Comment comprendre ce « déjà et pas encore » qui est au cœur du mystère du salut ? Peut-être la lecture des Actes des Apôtres que nous avons écoutée tout à l’heure pourrait-elle nous éclairer par un autre exemple. Ces Samaritains ont accueilli la parole de Dieu proclamée par le diacre Philippe, ils ont été baptisés au nom du Seigneur Jésus, mais l’Esprit Saint n’était pas encore venu sur eux. Ils avaient bien reçu la grâce du baptême – n’est-ce pas l’œuvre de l’Esprit ? – mais cette grâce avait besoin d’être confirmée par les Apôtres Pierre et Jean pour s’épanouir.

Il en est ainsi de toute vie chrétienne, et, comme Saint Augustin l’a si bien exposé : la grâce est toujours première et la préparation à la grâce est elle-même l’œuvre de la grâce. Cela veut dire que sans la grâce – la présence active en nous de l’Esprit de Dieu et par là-même du Père et du Fils – nul ne peut adhérer à Jésus-Christ et le reconnaître comme le Seigneur et « le seul saint » (1 P, 3,15). Mais l’œuvre de la grâce mystérieusement se développe « de grâce en grâce », « de foi en foi. » C’est pourquoi Jésus peut dire à ses disciples au futur ce qui, déjà présent, est encore et toujours à venir : « vous vivrez… celui qui m’aime sera aimé de mon Père… »

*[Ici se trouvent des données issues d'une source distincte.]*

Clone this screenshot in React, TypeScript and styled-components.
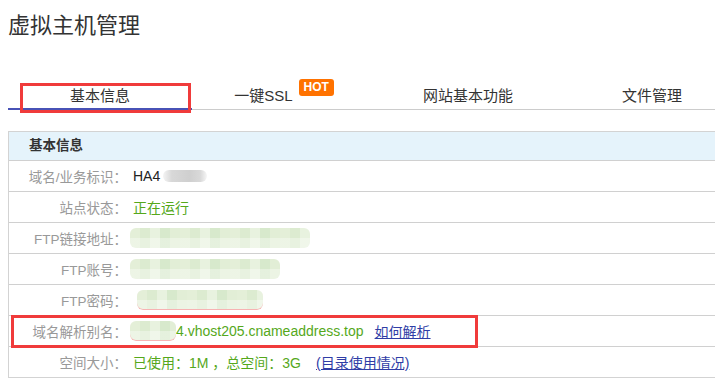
import React from "react";
import styled, { createGlobalStyle } from "styled-components";

const GlobalStyle = createGlobalStyle`
    html, body {
        margin: 0;
        padding: 0;
        background: #fff;
        overflow: hidden;
    }
    body {
        font-family: "Liberation Sans", "Noto Sans CJK SC", sans-serif;
        color: #333;
    }
`;

const Page = styled.div`
    width: 715px;
    height: 387px;
    padding-left: 8px;
    box-sizing: border-box;
    overflow: hidden;
`;

const Title = styled.h1`
    margin: 0;
    padding-top: 14px;
    font-size: 22px;
    line-height: 24px;
    font-weight: normal;
    color: #333;
    white-space: nowrap;
`;

const TabBar = styled.div`
    display: flex;
    margin-top: 42px;
    width: 760px;
    border-bottom: 1px solid #cccccc;
`;

const Tab = styled.div<{ $active?: boolean }>`
    position: relative;
    flex: 0 0 184px;
    display: flex;
    justify-content: center;
    align-items: center;
    height: ${(p) => (p.$active ? "28px" : "29px")};
    margin-bottom: ${(p) => (p.$active ? "-1px" : "0")};
    border-bottom: ${(p) => (p.$active ? "2px solid #4852b6" : "none")};
    font-size: 15px;
    color: #333;
    white-space: nowrap;
`;

const Hot = styled.span`
    margin-left: 6px;
    padding: 0 5px;
    height: 17px;
    line-height: 17px;
    border-radius: 3px;
    background: #ff7200;
    color: #fff;
    font-size: 12px;
    font-weight: bold;
    transform: translateY(-7px);
`;

const Mark = styled.div<{ $l: number; $t: number; $w: number; $h: number }>`
    position: absolute;
    left: ${(p) => p.$l}px;
    top: ${(p) => p.$t}px;
    width: ${(p) => p.$w}px;
    height: ${(p) => p.$h}px;
    border: 3px solid #f03b3b;
    box-sizing: border-box;
    pointer-events: none;
`;

const Table = styled.div`
    margin-top: 21px;
    width: 740px;
    border: 1px solid #d3d3d3;
    border-right: none;
`;

const Head = styled.div`
    height: 28px;
    line-height: 28px;
    padding-left: 20px;
    background: #e5f3fb;
    border-bottom: 1px solid #d0d0d0;
    font-size: 13.5px;
    font-weight: bold;
    color: #333;
`;

const Row = styled.div<{ $last?: boolean }>`
    position: relative;
    display: flex;
    align-items: center;
    height: 30px;
    border-bottom: ${(p) => (p.$last ? "none" : "1px solid #d0d0d0")};
`;

const Label = styled.div`
    flex: 0 0 118px;
    padding-right: 2px;
    text-align: right;
    font-size: 13.5px;
    color: #999;
    white-space: nowrap;
`;

const Value = styled.div`
    display: flex;
    align-items: center;
    padding-left: 4px;
    font-size: 14px;
    white-space: nowrap;
`;

const Text = styled.span<{ $tone?: "dark" | "green" }>`
    color: ${(p) => (p.$tone === "green" ? "#55a81b" : "#222")};
`;

const Link = styled.a<{ $gap: number }>`
    margin-left: ${(p) => p.$gap}px;
    color: #2f3da6;
    text-decoration: underline;
    cursor: pointer;
`;

const Blur = styled.span<{ $w: number; $h?: number; $tone?: "green" | "gray"; $line?: boolean; $shift?: number }>`
    display: inline-block;
    width: ${(p) => p.$w}px;
    height: ${(p) => p.$h ?? 20}px;
    margin-left: ${(p) => p.$shift ?? -3}px;
    border-radius: 6px;
    background: ${(p) =>
        p.$tone === "gray"
            ? "linear-gradient(90deg, #f4f4f4 0%, #d8d8d8 20%, #cfcfcf 60%, #d9d9d9 85%, #f6f6f6 100%)"
            : "linear-gradient(180deg, rgba(255,255,255,0) 50%, rgba(255,255,255,0.35) 50%), repeating-linear-gradient(90deg, #e4efd8 0 10px, #dcebd0 10px 20px, #e8f2df 20px 30px, #d7e9cc 30px 40px, #e2eed6 40px 50px)"};
    box-shadow: ${(p) => (p.$line ? "inset 0 -1px 0 #f7b3b3" : "none")};
    filter: blur(0.6px);
`;

const App: React.FC = () => {
    return (
        <>
            <GlobalStyle />
            <Page>
                <Title>虚拟主机管理</Title>
                <TabBar>
                    <Tab $active>
                        基本信息
                        <Mark $l={12} $t={3} $w={171} $h={30} />
                    </Tab>
                    <Tab>
                        一键SSL
                        <Hot>HOT</Hot>
                    </Tab>
                    <Tab>网站基本功能</Tab>
                    <Tab>文件管理</Tab>
                </TabBar>

                <Table>
                    <Head>基本信息</Head>
                    <Row>
                        <Label>域名/业务标识：</Label>
                        <Value>
                            <Text>HA4</Text>
                            <Blur $tone="gray" $w={44} $h={12} $shift={3} />
                        </Value>
                    </Row>
                    <Row>
                        <Label>站点状态：</Label>
                        <Value>
                            <Text $tone="green">正在运行</Text>
                        </Value>
                    </Row>
                    <Row>
                        <Label>FTP链接地址：</Label>
                        <Value>
                            <Blur $w={180} />
                        </Value>
                    </Row>
                    <Row>
                        <Label>FTP账号：</Label>
                        <Value>
                            <Blur $w={150} />
                        </Value>
                    </Row>
                    <Row>
                        <Label>FTP密码：</Label>
                        <Value>
                            <Blur $w={126} $line $shift={4} />
                        </Value>
                    </Row>
                    <Row>
                        <Label>域名解析别名：</Label>
                        <Value>
                            <Blur $w={46} $line />
                            <Text $tone="green">4.vhost205.cnameaddress.top</Text>
                            <Link $gap={11}>如何解析</Link>
                        </Value>
                        <Mark $l={2} $t={-1} $w={467} $h={33} />
                    </Row>
                    <Row $last>
                        <Label>空间大小：</Label>
                        <Value>
                            <Text $tone="green">已使用：1M ，总空间：3G</Text>
                            <Link $gap={15}>(目录使用情况)</Link>
                        </Value>
                    </Row>
                </Table>
            </Page>
        </>
    );
};

export default App;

C’est à nous aujourd’hui que Jésus dit : « Je suis en mon Père, vous êtes en moi, et moi en vous. » Par la grâce de l’Esprit, Dieu habite en nous ! Et toujours davantage, à la mesure de notre fidélité à l’amour du Seigneur et à ses commandements. « Celui qui a reçu mes commandements et y reste fidèle, c’est celui-là qui m’aime ; et celui qui m’aime sera aimé de mon Père ; moi aussi je l’aimerai, et je me manifesterai à lui. » Malgré tout ce qui nous habite aussi et qui peut souvent prendre tant de place et nous faire dévier, malgré les tentations du monde et les sollicitations de l’Adversaire accusateur, il faudrait se laisser conduire par la grâce de l’Esprit Saint sur ce chemin de la fidélité et de l’amour qu’elle met au plus intime de notre cœur. Mais nous sommes, tous et toujours, des infirmes de la foi et de l’amour et de bien piètres témoins de l’espérance qui est en nous (cf. 1 P 3). On trébuche souvent, et parfois on tombe, bien bas peut-être, mais notre Défenseur, notre Consolateur est toujours là qui peut nous relever et faire de nos chutes mêmes un lieu de grâce à cause de Jésus qui est « mort pour nos péchés afin de nous introduire devant Dieu » : « Dans sa chair, il a été mis à mort ; dans l’esprit, il a été rendu à la vie ». C’est ce mystère de la Pâque victorieuse du péché et de la mort, que nous célébrons dans notre eucharistie et qui aujourd’hui renouvelle notre vie et nos forces par la communion au corps et au sang du Seigneur.